Он был прав. Чарлз вскрыл эмоциональный гейзер, который подспудно кипел в нем в течение последних восьми лет, и пара банальностей его бы не спасла. Что делать дальше, как справляться с яростью этой обжигающей тревожности — вот была истинная задача.
* * *
Келли попросила меня об индивидуальном сеансе. Прошло некоторое время с тех пор, как мы виделись, я недоумевала, почему она стала отстраняться от Чарлза, и гадала, планирует ли она по-прежнему выйти за него замуж. Келли была расстроена переменой в поведении Чарлза.

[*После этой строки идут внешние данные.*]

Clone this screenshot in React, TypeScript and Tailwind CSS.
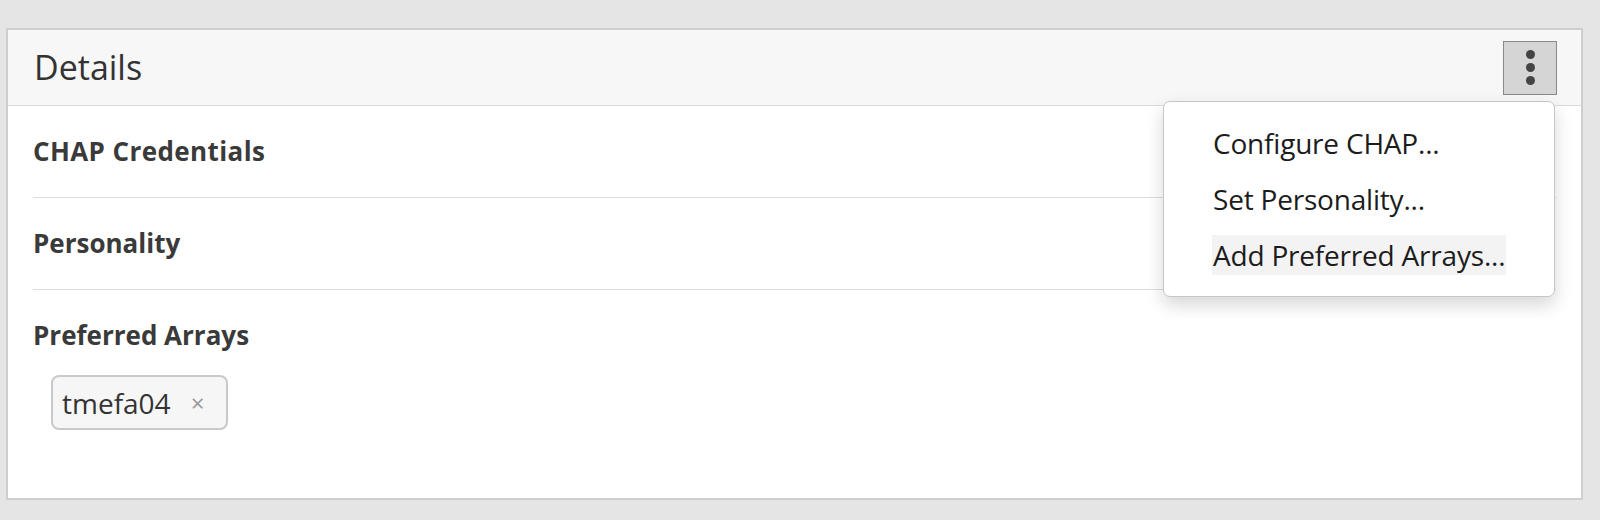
import React from 'react'

const FONT = { fontFamily: '"Open Sans", "Liberation Sans", sans-serif' }

const menuItems = [
  { label: 'Configure CHAP...', active: false },
  { label: 'Set Personality...', active: false },
  { label: 'Add Preferred Arrays...', active: true },
]

function KebabButton() {
  return (
    <button className="flex h-[54px] w-[54px] flex-col items-center justify-center gap-[4px] border border-[#8a8a8a] bg-[#d5d5d5]">
      <span className="h-[9px] w-[9px] rounded-full bg-[#444]" />
      <span className="h-[9px] w-[9px] rounded-full bg-[#444]" />
      <span className="h-[9px] w-[9px] rounded-full bg-[#444]" />
    </button>
  )
}

function Dropdown() {
  return (
    <div className="absolute right-[26px] top-[71px] w-[392px] rounded-[7px] border border-[#c6c6c6] bg-white py-[13px] shadow-[0_8px_18px_rgba(0,0,0,0.16)]">
      {menuItems.map((item) => (
        <div key={item.label} className="flex h-[56px] items-center pl-[48px]">
          <span
            className={
              'px-[1px] text-[28px] leading-[40px] tracking-[-0.2px] text-[#1c1c1c] ' +
              (item.active ? 'bg-[#f3f3f3]' : '')
            }
          >
            {item.label}
          </span>
        </div>
      ))}
    </div>
  )
}

export default function App() {
  return (
    <div className="h-[520px] w-full bg-[#e5e5e5] pl-[6px] pr-[17px] pt-[28px]" style={FONT}>
      <div className="relative h-[472px] border-2 border-[#cecece] bg-white">
        {/* header */}
        <div className="flex h-[76px] items-center justify-between border-b border-[#dcdcdc] bg-[#f7f7f7] pl-[26px] pr-[24px]">
          <h1 className="text-[34px] font-normal text-[#333]">Details</h1>
          <KebabButton />
        </div>

        {/* sections */}
        <div className="px-[25px]">
          <div className="flex h-[92px] items-center border-b border-[#dddddd]">
            <h2 className="text-[26px] font-bold tracking-[0.4px] text-[#3a3a3a]">CHAP Credentials</h2>
          </div>
          <div className="flex h-[92px] items-center border-b border-[#dddddd]">
            <h2 className="text-[26px] font-bold text-[#3a3a3a]">Personality</h2>
          </div>
          <div>
            <div className="flex h-[85px] items-center pt-[6px]">
              <h2 className="text-[26px] font-bold text-[#3a3a3a]">Preferred Arrays</h2>
            </div>
            <div className="ml-[18px] inline-flex h-[55px] items-center rounded-[8px] border-2 border-[#c9c9c9] bg-[#f6f6f6] pl-[9px] pr-[22px]">
              <span className="text-[28px] text-[#333]">tmefa04</span>
              <span className="ml-[20px] text-[24px] leading-none text-[#9a9a9a]">×</span>
            </div>
          </div>
        </div>

        <Dropdown />
      </div>
    </div>
  )
}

Он начал делать то, что никогда не делал прежде (мало того, она вообще не представляла, что он на это способен) — заглядываться на других женщин.
«О нет! — подумала я. — Что же он творит!»
Келли влекло к Чарлзу, потому что он казался ей безопасным вариантом — не красавец, зато верный мужчина, который «должен» чувствовать себя счастливчиком рядом с ней и поэтому будет неизменно почитать и обожать ее. Именно это она получала до сих пор, и это был ее способ контролировать собственные тревоги, связанные с любовью. Теперь же Келли чувствовала себя неуверенно — так же как когда встречалась с красавцами и донжуанами. Она была невероятно возмущена.
— Раньше Чарлз постоянно говорил мне, что я красавица. Я бы даже сказала, слишком часто. И вдруг он перестал это делать! Он и нежничать со мной стал меньше. А когда мы выходим на люди, я вижу, что он пялится на других женщин! — Келли сама себя накручивала, готовая вот-вот взорваться (привычная картина). — Мы идем в ресторан, и он буквально заглядывает через мое плечо, пока я говорю. Мне отвратительно то, что приходится бороться за его внимание! Теперь ни с того ни с сего я стала сама поглядывать на других женщин прежде , чем это сделает он, словно ища потенциальную угрозу. А если вижу, что он на кого-то обращает внимание, я выхожу из себя. Я имею в виду — какого черта?!
— Что это значит для вас — когда он находит других женщин привлекательными? — спросила я.
— Я никогда по-настоящему об этом не задумывалась. Я всегда исходила из того, что я — самая сексуальная девушка, с какой он когда-либо был.
— И поэтому он не должен никого больше замечать?
— Да!
— Да, действительно, как он смеет! — повторила я, подчеркивая иррациональность ее реакции. Но при этом я понимала, что́ она чувствует. Реакция Келли была похожа на мои реакции на поведение Рами, и, подначивая ее, я втихаря подначивала себя.